The Committee to Support U.S. Trade Laws (CSUSTL) filed written comments with the United States Trade Representative (USTR) on December 12, 2008 urging the U.S. government to vigorously defend its interests before the World Trade Organization (WTO) in a dispute settlement proceeding brought by China against the United States. China has requested the establishment of a dispute settlement panel in connection with the application of the antidumping and countervailing duty laws to China in certain cases covering circular welded pipe, laminated woven sacks, light-walled rectangular pipe and certain off-the-road tires.
In all these investigations, the U.S. Department of Commerce found that Chinese producers and exporters of these products were dumping in the U.S. market and were also receiving large subsidies from the Chinese government. These subsidies took the form of low-cost loans and debt forgiveness from state-owned banks; tax breaks for companies falling into categories favored by the government or that are located in special economic development zones; free or discounted land for companies operating pursuant to government industrial policies; and government provision of inputs including steel, rubber, and petrochemicals at below-market prices. The International Trade Commission also found that competing U.S. industries were injured by these unfair trade practices.
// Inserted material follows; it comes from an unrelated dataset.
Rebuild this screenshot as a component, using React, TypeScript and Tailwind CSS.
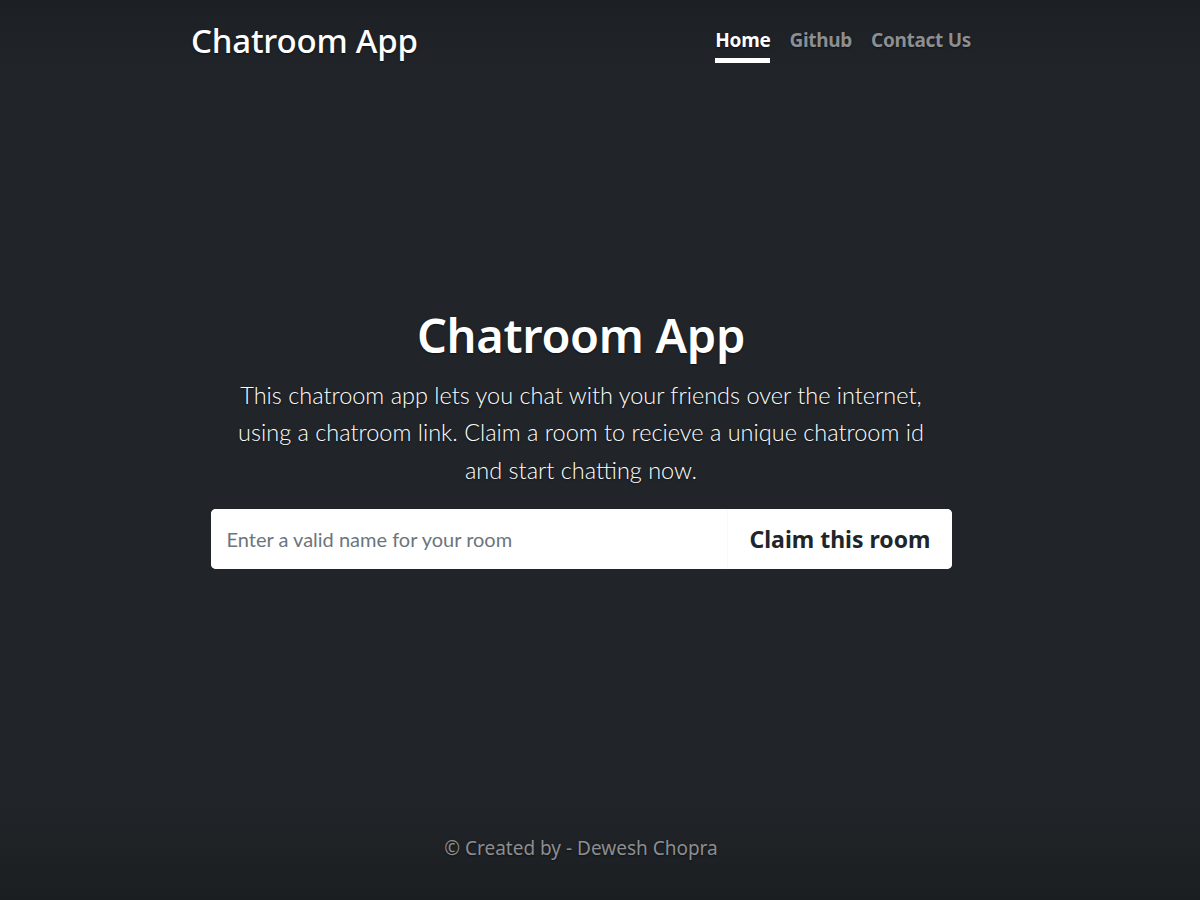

Gilbert Kaplan, partner at King & Spalding, chairman of the CSUSTL Lawyer's Group and counsel to circular-welded pipe producers, said, "the Chinese effort to use the WTO as a shield behind which to engage in unfair trade practices and harm U.S. industries must be countered strongly by the U.S. government. The WTO is supposed to promote fair trade, not protect unfair trade activities, such as distortive subsidies."
Roger Schagrin, chairman of the CSUSTL Government Relations Group and counsel to circular-welded and light-walled rectangular pipe producers, noted, "the trade deficit with China last month topped $28 billion, the highest monthly deficit ever, and the Chinese government is devising new ways to help their exporters maintain export levels in the face of global recession. U.S. companies need to be able to count on the trade remedy laws to counter subsidies and dumping."
"The dispute settlement process in Geneva has often resulted in the weakening of U.S. trade remedy laws," noted Terence Stewart, chairman of the CSUSTL Membership Committee and counsel to the petitioners in the tires investigation. "China made certain commitments when it joined the WTO, including abiding by the WTO subsidy and dumping agreements. Now it is trying to undo certain of those commitments through its challenge of the antidumping and countervailing duty determinations at issue."
China's WTO challenge is expected to take up to a year to complete.
The Committee to Support U.S. Trade Laws is an ad hoc coalition representing American manufacturers, food producers, and workers who are committed to preserving the U.S. trade laws as a vital protection against unfair foreign trade practices.